Goodwill. This refers to the value of your company as an operating business (especially to another company or individual interested in acquiring it) above and beyond the collective value of its inventory, property, assets and accounts receivable.
Lien. A creditor's claim against property that allows the creditor to seize that property if the terms of an agreement are not met in a timely fashion.
Net. A term that describes everything left after all relevant deductions have been made. It can be applied to sales, earnings, expenses and worth.
Outstanding. "Wonderful" in everyday talk, "not so wonderful" in business. Outstanding refers to unpaid balances, items that have not yet been presented for payment and accounts receivable with balances due.
Profit and Loss Statement. Often referred to with the shorthand "P&L," this is a summary of all a company's income, costs and expenses during a given period. A P&L and a balance sheet together comprise a company's financial statement.
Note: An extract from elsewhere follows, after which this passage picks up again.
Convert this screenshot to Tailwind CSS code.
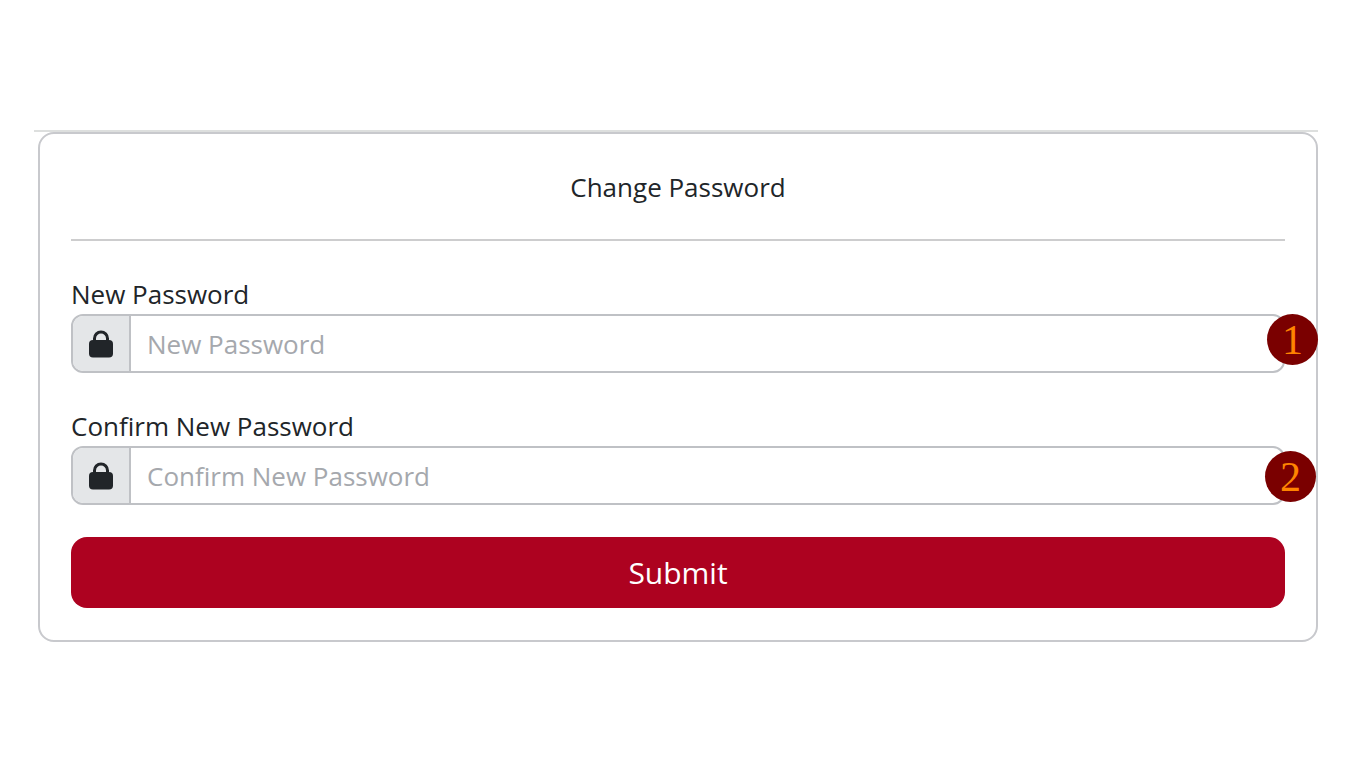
<!DOCTYPE html>
<html lang="en">
<head>
<meta charset="utf-8">
<meta name="viewport" content="width=device-width, initial-scale=1">
<title>Change Password</title>
<script src="https://cdn.jsdelivr.net/npm/@tailwindcss/browser@4"></script>
</head>
<body class="bg-white font-['Open_Sans',sans-serif] text-[26px] leading-[34px] text-[#212529]">
<main class="mt-[130px] mr-12 mb-12 ml-[34px] border-t-2 border-[#dddfde] pl-1">
  <form class="rounded-2xl border-2 border-[#c8c9cd] px-[31px] pt-9 pb-8">
    <h1 class="border-b-2 border-[#cdcdce] pb-[35px] text-center">Change Password</h1>

    <div class="relative mt-9">
      <label for="new-password" class="mb-[3px] block">New Password</label>
      <div class="flex h-[59px] overflow-hidden rounded-xl border-2 border-[#bfc1c5]">
        <span class="flex w-[58px] items-center justify-center border-r-2 border-[#bfc1c5] bg-[#e4e6e8]">
          <svg class="h-7 w-[26px]" viewBox="0 0 26 28" aria-hidden="true"><path d="M6.500 12V8.500a6.500 6.500 0 0 1 13 0V12" fill="none" stroke="#212529" stroke-width="3"/><rect x="1" y="10" width="24" height="17.500" rx="4" fill="#212529"/></svg>
        </span>
        <input id="new-password" type="password" placeholder="New Password" class="min-w-0 flex-1 px-4 outline-none placeholder:text-[#a5a8ad]">
      </div>
      <span class="absolute right-[-33px] bottom-2 flex size-[51px] items-center justify-center rounded-full bg-[#7a0000] font-['Liberation_Serif',serif] text-[42px] text-[#ff8400]">1</span>
    </div>

    <div class="relative mt-9">
      <label for="confirm-password" class="mb-[3px] block">Confirm New Password</label>
      <div class="flex h-[59px] overflow-hidden rounded-xl border-2 border-[#bfc1c5]">
        <span class="flex w-[58px] items-center justify-center border-r-2 border-[#bfc1c5] bg-[#e4e6e8]">
          <svg class="h-7 w-[26px]" viewBox="0 0 26 28" aria-hidden="true"><path d="M6.500 12V8.500a6.500 6.500 0 0 1 13 0V12" fill="none" stroke="#212529" stroke-width="3"/><rect x="1" y="10" width="24" height="17.500" rx="4" fill="#212529"/></svg>
        </span>
        <input id="confirm-password" type="password" placeholder="Confirm New Password" class="min-w-0 flex-1 px-4 outline-none placeholder:text-[#a5a8ad]">
      </div>
      <span class="absolute right-[-31px] bottom-[3px] flex size-[51px] items-center justify-center rounded-full bg-[#7a0000] font-['Liberation_Serif',serif] text-[42px] text-[#ff8400]">2</span>
    </div>

    <button type="submit" class="mt-8 block h-[71px] w-full rounded-2xl bg-[#ad0220] text-[30px] text-white">Submit</button>
  </form>
</main>
</body>
</html>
Secured Debt. This is debt that is guaranteed by a pledge of assets (collateral) with some corresponding value to the loan.
Seed Money. The first money invested in a new start-up business. It can come from the entrepreneur's own pocket, a venture capitalist or other sources.
Shell Corporation. A company that is incorporated but has no real assets or operations. Shell corporations are sometimes formed to raise money before starting up a legitimate operation, but more often they are created for fraudulent purposes such as tax evasion.
Subchapter S. The section of the Internal Revenue Service Code that allows the formation of so-called "S corporations," which must have 35 or fewer shareholders and meet certain other requirements. S corporations are taxed as if they were partnerships, which allows them to distribute income directly to shareholders and avoid the corporate income tax, while still benefiting from the other advantages incorporation offers.
Undercapitalized. The condition of a company not having enough money to carry out its normal business functions. Under capitalization is one of the leading causes of failure among new start-up businesses.